If I continue making food, I’m going to get a big head about my cooking.
An unmerited big head, mind you. All I’m doing is putting ingredients together, and I’m not even always doing that without any help or outside inspiration.
But still, sometimes I make something so good I want to cry.
Like a couple weeks ago at Steve’s house, when I made some garlic-lemon chicken. I’ve made this many times before, always changing it up a bit. But this time I put sautéed onions and pinenuts on top, and roasted the entire thing with the lemons still inside the bowl. Wow. I was ‘astonied’. (However, the pine nuts were Steve’s idea.)
Last night I wanted to make some dahl for us girls. We had a package of it, but when I opened it up, it was a teeny-tiny serving that might have fed our cat, if Lady liked Indian food. So I scanned the back of the package for the ingredients. There they were—“beans, tomatoes,” and about 15 spices. Well, we had 12 of the 15, so I “supplemented” our little hill of beans with a much larger heap. Mmmmm.
And this morning I made huevos rancheros. Stacy had been reeling off a couple recipes on our walk last week, so I tried this one, using her green salsa and some of my fresh herbs, topping it all off with sliced tomatoes and sour cream. Delicioso.
But before I become intolerably arrogant, I need to remember that, first of all, I’m just imitating others. Whether it’s my roommate, a chef at a restaurant, or the ingredients on the back of a box, I get these ideas from people, altering and adding where I see fit.

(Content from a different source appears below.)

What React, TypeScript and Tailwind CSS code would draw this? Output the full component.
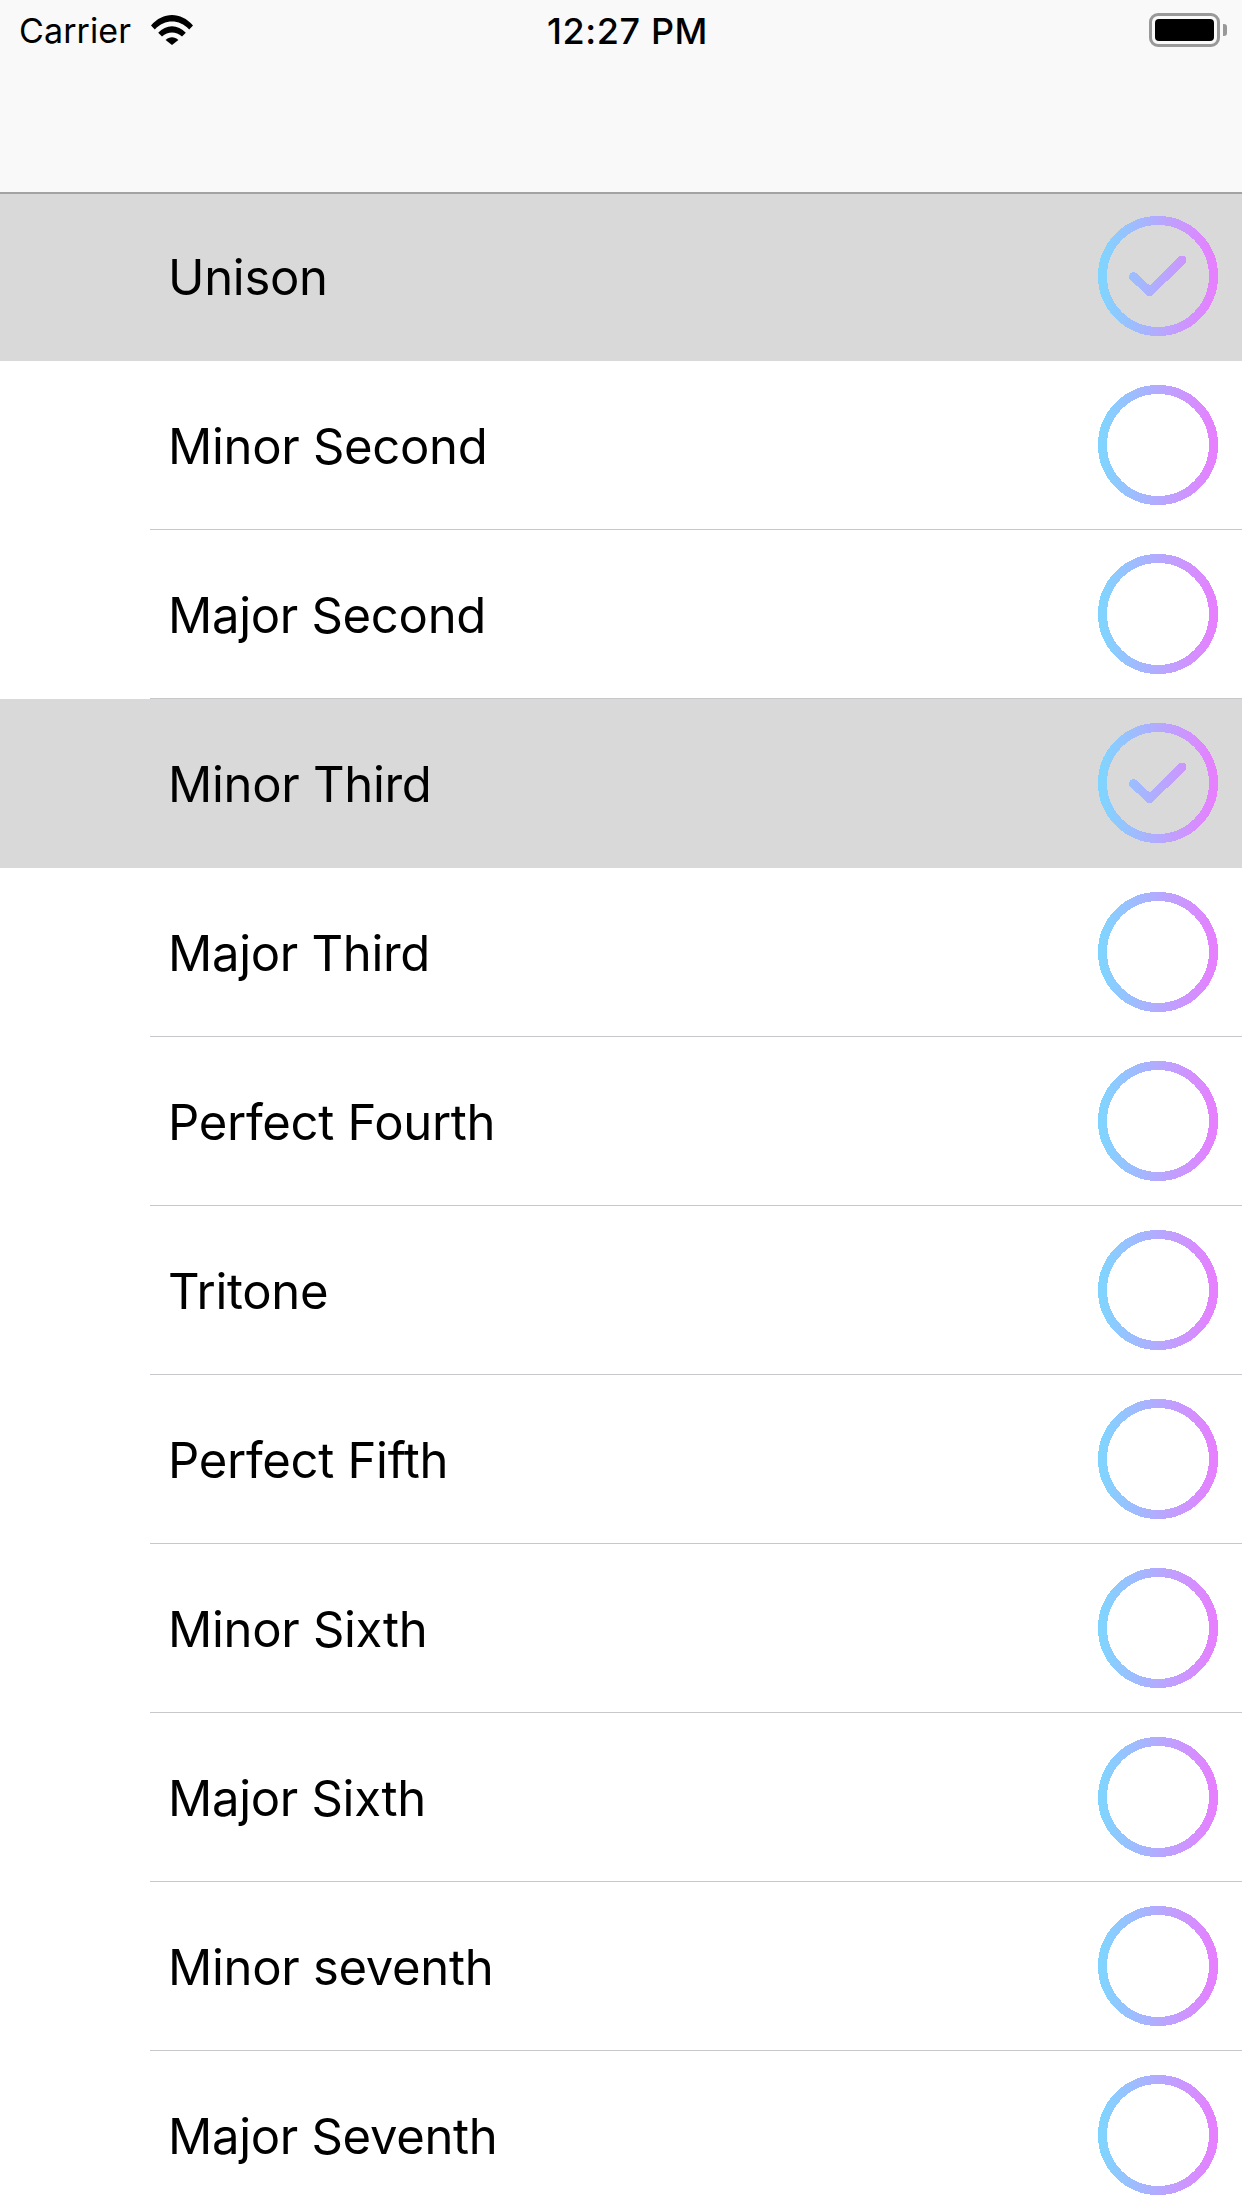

Second, I didn’t make my own taste buds, or the food that affects them so overwhelmingly. Have you ever thought about how amazing it is that we can taste . . . and that stuff tastes good? In A Wrinkle in Time, the Murray children travel to a planet where the food tastes like cardboard. Pretty gross, but there’s no reason why our food needs flavor. It would nourish us just as well without it, and I bet a lot more of us would eat our cruciferous veggies if they didn’t taste so bad.
And third, just because a culinary tour de force tastes orgasmically great to me doesn’t mean someone else won’t think it’s bland, gross, or even weird. Like the time when I was thirteen, and I insisted on making omelettes for my family . . . spiced with cinnamon.